Ognuno è tante cose diverse

“Non poter votare mi fa sentire come se la situazione del paese non mi riguardasse o la mia opinione non contasse”, dice Nebat Abdu mentre parla dei limiti che restringono il campo di partecipazione alla vita pubblica di chi non ha la cittadinanza italiana. Studentessa di giurisprudenza a Bologna alle prese con la tesi di laurea, è arrivata in Italia 18 anni fa da Addis Abeba, la capitale dell’Etiopia. Aveva 10 anni e insieme alla madre e ai fratelli minori aveva ottenuto il ricongiungimento familiare con il padre che era arrivato come rifugiato politico tre anni prima.

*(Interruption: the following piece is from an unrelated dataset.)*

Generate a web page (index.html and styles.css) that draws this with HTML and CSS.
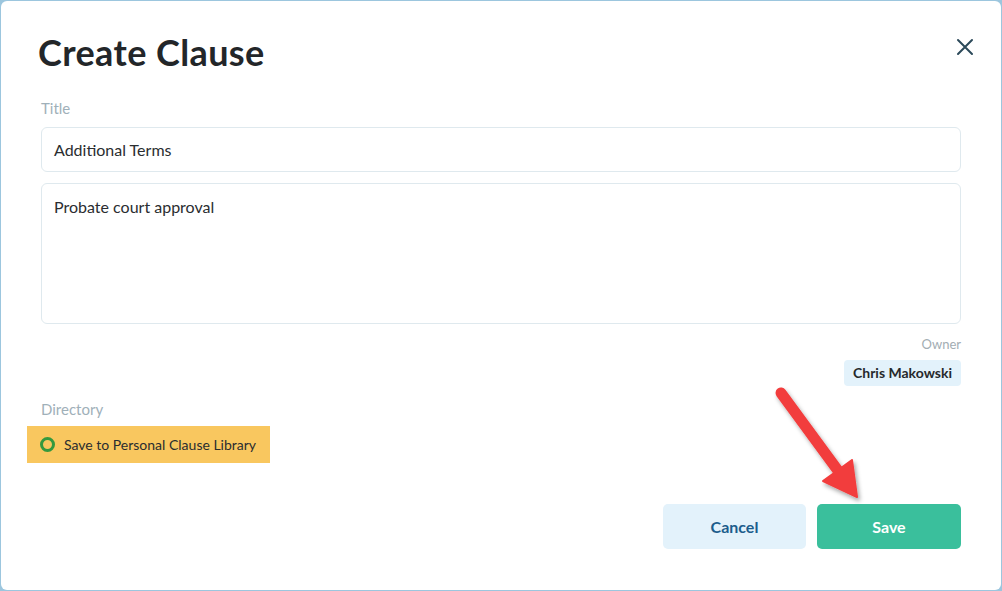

All’atterraggio all’aeroporto, a Roma “mi sono sentita come se fossi la protagonista di quello che vedevo in tv” racconta la giovane, che aveva visto immagini dell’Italia sui canali del piccolo schermo. Dopo un primo periodo di circa tre anni nella capitale, lei e la sua famiglia si trasferiscono in Nord Italia. Precisamente a San Giacomo, in provincia di Mantova, dove ai tempi del liceo era l'unica studentessa straniera. Nei suoi anni di scuola dell’obbligo Nebat non ha subito nessun episodio di discriminazione. “Nelle realtà piccole si sta meglio perché la gente del posto ha modo di conoscerti come persona”, spiega. Non è riuscita a prendere la cittadinanza perché quando il padre ha fatto richiesta e l’ha ottenuta, lei era già maggiorenne. Così lei e la madre sono le uniche in famiglia non ancora italiane. Nemmeno in seguito ha potuto fare domanda, in mancanza del requisito economico. Per questo si è trovata anche in situazioni al limite dell'assurdo: “L’ultima volta che sono andata in Etiopia avevo con me la ricevuta del permesso di soggiorno, non l’originale. Non mi hanno voluto far partire, così sono dovuta andare all'ambasciata e fare il visto turistico per rientrare nel paese dove vivo ”.  In passato non ha avuto la possibilità di fare delle esperienze di studio all’estero, ma anche il futuro presenta delle incognite – almeno finché non troverà il modo di diventare ufficialmente italiana – : “I concorsi pubblici, come quelli per la magistratura, o la carriera diplomatica hanno come requisito la cittadinanza”. Nel tempo però la società civile, osserva, si è aperta verso le seconde generazioni, mentre la politica non ha ancora fatto concreti passi avanti. Se le viene chiesto a quali radici si senta più attaccata, se quelle etiopi o quelle italiane, la risposta è: “Le persone sono sempre tante cose in una, ma di sicuro mi sento al 100% sangiacomese”.

Chi è italiano è europeo

Ecco la storia di un ragazzo straniero diventato italiano grazie allo ius sanguinis, Nikita. “Ho ottenuto la cittadinanza a 14 anni. Mia madre ha lasciato la Russia dopo il divorzio e una volta in Italia sia è risposata”. Nikita Lobanov si definisce “russognolo”, per via delle sue origini e della terra che è diventata casa sua, l’Emilia Romagna. Vive a Forlì, dopo le superiori ha studiato all’università di Bologna laureandosi in Scienza politiche e adesso, a 28 anni, è alle prese con un dottorato. Ne è passato di tempo da quando era legato, come tanti altri, al permesso di soggiorno. “Ho ricordi sbiaditi dei miei primi anni in Italia”, racconta. “Mi ricordo le lunghe attese in Questura, dove mi facevano compagnia libri e letture”. Non c’era solo la barriera burocratica tra le sue origini e la sua nuova casa, bensì anche quella linguistica. “Alle medie ero sempre seduto con altri compagni e compagne cinesi, rumeni, albanesi. Non ho dimenticato l’imbarazzo che provavo mentre cercavo le parole giuste in italiano”. Il nuovo status e il tempo lo aiutano ad integrarsi tanto che oggi, in tempi attraversati dall’euroscetticismo, ha scelto di intraprendere un periodo di studi all’estero all’Università cattolica di Lovanio, in Belgio, per una ricerca. “Un’esperienza che sottolinea la dimensione europea della cittadinanza italiana. Chi riesce a diventare italiano diventa un membro della grande famiglia europea”.